By allowing politically-affiliated private reconstruction companies to take over the demolished areas, we are changing the nature of these neighborhoods and the social relations of the people living there, rendering them non-existent. These mistakes should not be repeated, as these reconstruction projects are proof of the emergence of sectarianism and capitalism as one in Lebanon.

Sectarian leaders will control their followers and manipulate the urban space they occupy, as the ruling class sees fit to further particular capitalist endeavors that favor their interests. The Lebanese government and the private sector are intertwined, blurring the line between public and private. In this manner, the sectarian ruling elite ultimately controls the country in all aspects. 

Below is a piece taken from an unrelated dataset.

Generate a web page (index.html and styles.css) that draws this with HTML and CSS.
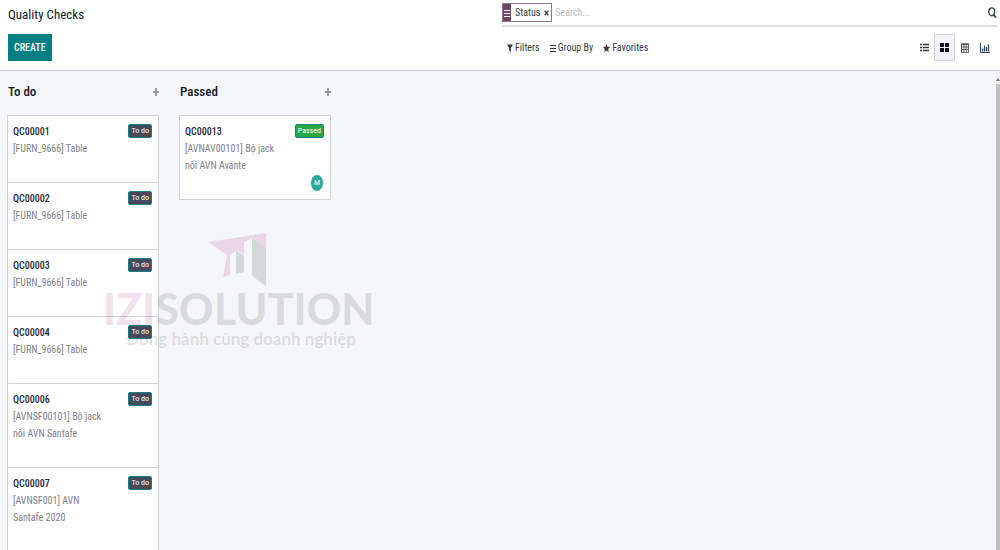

Our role as inhabitants of the city is to retell the story of Beirut and resist the pressures of such capitalist projects in the city. If the reconstruction plan were to move forward without concern for the people, it could also drive more people of out the city and accelerate the gentrification process, destroying the social fabric of the affected areas in Beirut after destroying its built one.

Any recovery process plan should start from the people. Mona Fawaz, Professor of Urban Studies at AUB, argues in an article for The New Arab that “buildings, streets, parks, or backyards have important social values as the frames in which people dwell and engage each other.”

“Through the accumulation of their practices, many of these spaces come to embody important heritage value: they personify memories and eventually come to reflect shared communal histories and identities, capable of bringing people together,” she says. “In short, Beirut’s soul is its people; we need to start with them.”

What we need is a community-based recovery project that is participatory and inclusive to the city’s residents, one that goes beyond just rebuilding the physical damage. The project must also rethink the inequalities and weaknesses that stemmed out from urban planning before the explosion, to build a city that preserves its social tissue and creates bonding rather than bridging.